Thursday, May 1, 2008

Infidelity

The May issue of Poetry came in the mail yesterday. As has been the case in recent months, I find myself more excited to receive the magazine then I am when I'm reading it. There just hasn't been much in it lately to make me glad I'm a subscriber. The poetry all seems to... well, I guess "boring" is the only word for it. It's filled with the sort of self-possessed drivel that makes it easy to understand why most people we meet can't name any living poets.

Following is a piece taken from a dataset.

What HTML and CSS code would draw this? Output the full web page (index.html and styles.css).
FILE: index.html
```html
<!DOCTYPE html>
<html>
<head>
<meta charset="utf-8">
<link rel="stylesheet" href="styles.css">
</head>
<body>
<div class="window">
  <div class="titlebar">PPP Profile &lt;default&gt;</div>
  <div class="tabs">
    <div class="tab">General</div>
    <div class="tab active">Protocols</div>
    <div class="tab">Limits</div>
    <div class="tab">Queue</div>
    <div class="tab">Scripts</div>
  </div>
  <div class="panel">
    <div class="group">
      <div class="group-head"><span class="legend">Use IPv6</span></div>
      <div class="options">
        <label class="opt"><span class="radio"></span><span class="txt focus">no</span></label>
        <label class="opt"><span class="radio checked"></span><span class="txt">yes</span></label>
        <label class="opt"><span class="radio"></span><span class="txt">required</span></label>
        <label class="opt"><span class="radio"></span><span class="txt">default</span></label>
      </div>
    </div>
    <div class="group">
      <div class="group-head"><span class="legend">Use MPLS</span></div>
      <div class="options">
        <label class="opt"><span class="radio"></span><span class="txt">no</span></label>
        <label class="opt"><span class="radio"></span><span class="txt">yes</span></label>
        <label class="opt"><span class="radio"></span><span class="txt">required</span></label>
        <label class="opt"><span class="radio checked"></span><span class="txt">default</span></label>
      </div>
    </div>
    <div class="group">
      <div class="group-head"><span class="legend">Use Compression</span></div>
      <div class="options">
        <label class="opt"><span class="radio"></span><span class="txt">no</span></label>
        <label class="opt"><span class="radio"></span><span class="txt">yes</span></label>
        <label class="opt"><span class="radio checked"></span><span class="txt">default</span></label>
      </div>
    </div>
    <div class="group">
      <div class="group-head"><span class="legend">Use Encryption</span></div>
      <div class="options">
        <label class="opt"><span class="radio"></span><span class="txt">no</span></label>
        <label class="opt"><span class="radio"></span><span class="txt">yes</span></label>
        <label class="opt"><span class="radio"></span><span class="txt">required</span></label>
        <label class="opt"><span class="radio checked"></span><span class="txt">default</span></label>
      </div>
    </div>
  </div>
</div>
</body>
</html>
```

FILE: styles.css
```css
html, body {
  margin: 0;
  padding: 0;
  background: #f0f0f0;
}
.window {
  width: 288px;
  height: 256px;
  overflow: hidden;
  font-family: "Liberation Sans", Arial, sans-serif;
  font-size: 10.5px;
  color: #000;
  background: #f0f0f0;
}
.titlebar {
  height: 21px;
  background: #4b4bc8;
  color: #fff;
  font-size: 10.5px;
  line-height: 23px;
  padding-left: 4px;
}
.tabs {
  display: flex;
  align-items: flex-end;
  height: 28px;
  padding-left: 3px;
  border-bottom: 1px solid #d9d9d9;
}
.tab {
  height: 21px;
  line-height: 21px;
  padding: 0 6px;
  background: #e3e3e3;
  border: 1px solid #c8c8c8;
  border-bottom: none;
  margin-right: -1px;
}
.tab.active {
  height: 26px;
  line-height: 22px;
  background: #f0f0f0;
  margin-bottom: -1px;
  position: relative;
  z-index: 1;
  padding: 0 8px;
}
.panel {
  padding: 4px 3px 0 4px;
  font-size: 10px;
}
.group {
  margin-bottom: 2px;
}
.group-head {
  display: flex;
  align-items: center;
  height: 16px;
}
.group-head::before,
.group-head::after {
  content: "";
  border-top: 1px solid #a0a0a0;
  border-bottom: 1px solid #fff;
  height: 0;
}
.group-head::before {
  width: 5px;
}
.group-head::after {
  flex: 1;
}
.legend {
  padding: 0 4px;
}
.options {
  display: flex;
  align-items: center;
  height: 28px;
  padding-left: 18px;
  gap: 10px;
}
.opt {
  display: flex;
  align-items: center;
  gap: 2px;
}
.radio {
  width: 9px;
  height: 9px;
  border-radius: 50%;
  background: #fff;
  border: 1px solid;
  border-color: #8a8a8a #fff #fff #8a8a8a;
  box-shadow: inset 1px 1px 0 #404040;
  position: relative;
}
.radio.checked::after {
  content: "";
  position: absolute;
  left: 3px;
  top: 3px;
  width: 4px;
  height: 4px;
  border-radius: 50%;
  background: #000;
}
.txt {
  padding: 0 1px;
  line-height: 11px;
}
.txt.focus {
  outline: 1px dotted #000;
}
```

The only real exception to this is "Infidelity," by Philip White, whom I've never heard of:

INFIDELITY
by Philip White

“Talking only makes me feel more alone,”
you said once in the car outside the clinic.
Two years later, you spoke the same sentence
word for word one night after friends had gone.
Within a month, you’d erased yourself…
Erased? “To absent oneself,” I found scribbled on
a wrapper a year later…

Now sunlight and tree
shadow rush over the windshield of the car:
I’m talking with my new wife—then gone, absented.
“Sometimes I feel almost too much joy,”
you wrote from the balcony of your cheap
hotel in Paris. “What are you thinking?” she asks.
Light shutters across us. Wherever you are
in me I’m there, though it’s not what you wanted.

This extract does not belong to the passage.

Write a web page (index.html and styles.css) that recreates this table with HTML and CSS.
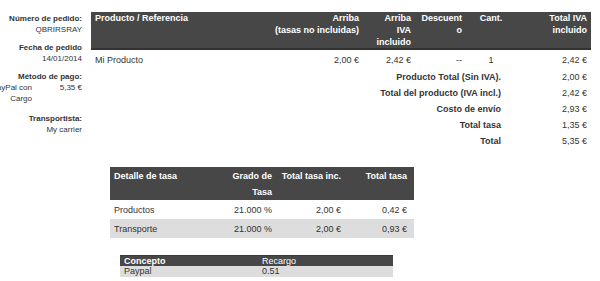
FILE: index.html
```html
<!DOCTYPE html>
<html lang="es">
<head>
<meta charset="utf-8">
<title>Pedido</title>
<link rel="stylesheet" href="styles.css">
</head>
<body>
<div class="page">
  <aside class="sidebar">
    <div class="info">
      <div class="label">Número de pedido:</div>
      <div>QBRIRSRAY</div>
    </div>
    <div class="info">
      <div class="label">Fecha de pedido</div>
      <div>14/01/2014</div>
    </div>
    <div class="info info-pay">
      <div class="label">Método de pago:</div>
      <div class="pay">
        <span class="pay-method">PayPal con Cargo</span>
        <span class="pay-amount">5,35 €</span>
      </div>
    </div>
    <div class="info">
      <div class="label">Transportista:</div>
      <div>My carrier</div>
    </div>
  </aside>
  <main class="main">
    <table class="products">
      <colgroup>
        <col class="c-prod"><col class="c-price"><col class="c-priceiva"><col class="c-disc"><col class="c-qty"><col class="c-total">
      </colgroup>
      <thead>
        <tr>
          <th class="left">Producto / Referencia</th>
          <th class="right">Arriba<br>(tasas no incluidas)</th>
          <th class="right narrow">Arriba IVA incluido</th>
          <th class="right">Descuento</th>
          <th class="center">Cant.</th>
          <th class="right">Total IVA incluido</th>
        </tr>
      </thead>
      <tbody>
        <tr class="item">
          <td>Mi Producto</td>
          <td class="right">2,00 €</td>
          <td class="right">2,42 €</td>
          <td class="right">--</td>
          <td class="center">1</td>
          <td class="right">2,42 €</td>
        </tr>
        <tr class="sum"><th colspan="5" class="sum-label">Producto Total (Sin IVA).</th><td class="right">2,00 €</td></tr>
        <tr class="sum"><th colspan="5" class="sum-label">Total del producto (IVA incl.)</th><td class="right">2,42 €</td></tr>
        <tr class="sum"><th colspan="5" class="sum-label">Costo de envío</th><td class="right">2,93 €</td></tr>
        <tr class="sum"><th colspan="5" class="sum-label">Total tasa</th><td class="right">1,35 €</td></tr>
        <tr class="sum"><th colspan="5" class="sum-label">Total</th><td class="right">5,35 €</td></tr>
      </tbody>
    </table>

    <table class="taxes">
      <colgroup>
        <col class="t-name"><col class="t-rate"><col class="t-base"><col class="t-total">
      </colgroup>
      <thead>
        <tr>
          <th class="left">Detalle de tasa</th>
          <th class="right">Grado de Tasa</th>
          <th class="right">Total tasa inc.</th>
          <th class="right last">Total tasa</th>
        </tr>
      </thead>
      <tbody>
        <tr>
          <td>Productos</td>
          <td class="right">21.000 %</td>
          <td class="right">2,00 €</td>
          <td class="right last">0,42 €</td>
        </tr>
        <tr class="alt">
          <td>Transporte</td>
          <td class="right">21.000 %</td>
          <td class="right">2,00 €</td>
          <td class="right last">0,93 €</td>
        </tr>
      </tbody>
    </table>

    <table class="fees">
      <colgroup><col class="f-name"><col class="f-val"></colgroup>
      <thead>
        <tr><th>Concepto</th><th class="light">Recargo</th></tr>
      </thead>
      <tbody>
        <tr><td>Paypal</td><td>0.51</td></tr>
      </tbody>
    </table>
  </main>
</div>
</body>
</html>
```

FILE: styles.css
```css
html, body {
  margin: 0;
  padding: 0;
  background: #ffffff;
}

body {
  font-family: "Liberation Sans", Arial, sans-serif;
  color: #333333;
}

.page {
  display: flex;
  align-items: flex-start;
  padding-top: 12px;
}

.sidebar {
  width: 82px;
  flex-shrink: 0;
  text-align: right;
  font-size: 8px;
  line-height: 11px;
  padding-top: 1px;
}

.info {
  margin-bottom: 7px;
}

.info-pay {
  margin-bottom: 9px;
}

.label {
  font-weight: bold;
}

.pay {
  display: flex;
  justify-content: flex-end;
}

.pay-method {
  flex-shrink: 0;
  width: 50px;
  text-align: right;
}

.pay-amount {
  flex-shrink: 0;
  width: 50px;
  text-align: right;
}

.main {
  margin-left: 9px;
  width: 500px;
  font-size: 9px;
}

table {
  border-collapse: collapse;
  table-layout: fixed;
}

.left { text-align: left; }
.right { text-align: right; }
.center { text-align: center; }

/* Products table */
.products {
  width: 500px;
}

.c-prod { width: 179px; }
.c-price { width: 93px; }
.c-priceiva { width: 52px; }
.c-disc { width: 51px; }
.c-qty { width: 50px; }
.c-total { width: 75px; }

.products thead th {
  background: #474747;
  color: #ffffff;
  font-weight: bold;
  vertical-align: top;
  line-height: 12px;
  padding: 0 4px;
  border-bottom: 2px solid #333333;
  overflow-wrap: anywhere;
  height: 36px;
}

.products thead th.narrow {
  padding-left: 8px;
}

.products td {
  line-height: 12px;
  padding: 2px 4px;
}

.products .item td {
  padding: 4px 4px 3px 4px;
}

.products .sum-label {
  text-align: right;
  font-weight: bold;
  line-height: 12px;
  padding: 2px 15px 2px 4px;
}

/* Taxes table */
.taxes {
  width: 304px;
  margin: 18px 0 0 19px;
}

.t-name { width: 116px; }
.t-rate { width: 50px; }
.t-base { width: 69px; }
.t-total { width: 69px; }

.taxes th {
  background: #474747;
  color: #ffffff;
  font-weight: bold;
  vertical-align: top;
  line-height: 16px;
  padding: 1px 4px 0 4px;
}

.taxes td {
  line-height: 16px;
  padding: 2px 4px 1px 4px;
}

.taxes .last {
  padding-right: 7px;
}

.taxes .alt td {
  background: #dddddd;
}

/* Fees table */
.fees {
  width: 273px;
  margin: 17px 0 0 29px;
}

.f-name { width: 138px; }
.f-val { width: 135px; }

.fees th {
  background: #474747;
  color: #ffffff;
  text-align: left;
  font-weight: bold;
  line-height: 10px;
  padding: 0 4px;
  border-top: 1px solid #3a3a3a;
}

.fees th.light {
  font-weight: normal;
}

.fees td {
  background: #dddddd;
  line-height: 11px;
  padding: 0 4px;
}
```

I read this three times and was, every time, deeply impacted. The way in which he describes the moving on process, the pain, the self-doubt... heart-breaking stuff. And the word "absented" is just different enough yet understandable enough to be the perfect word, which is something that I love to see. When a poet finds that one word, the only word, that can truly capture the meaning, it makes a huge difference.

What I love most about this poem is the fact that I can really put in that rarest of the rare classes: the poem that I can't relate to but makes me feel something emotionally anyway. Tennyson's "Crossing the Bar" is the best example of this (it's a religious poem in which the speaker addresses his own afterlife and hopes that he'll meet God upon his death- most days, I don't believe in God at all). Bruce Springsteen's "Racing in the Street" is another (a song about car racing, a subject that has absolutely no meaning to me whatsoever). This poem is about moving on after a divorce, something I hope never to know. But the way that the speaker is so obviously haunted is very compelling to me.


3 comments:

Anonymous said...

this made me think of dominick and dessa. i like it a lot...

Joe said...

What's "dominick and dessa"?

Anonymous said...

oh i'm sorry. i forgot that men have the memory span of a goldfish. =)

they're main characters of your favorite book, silly.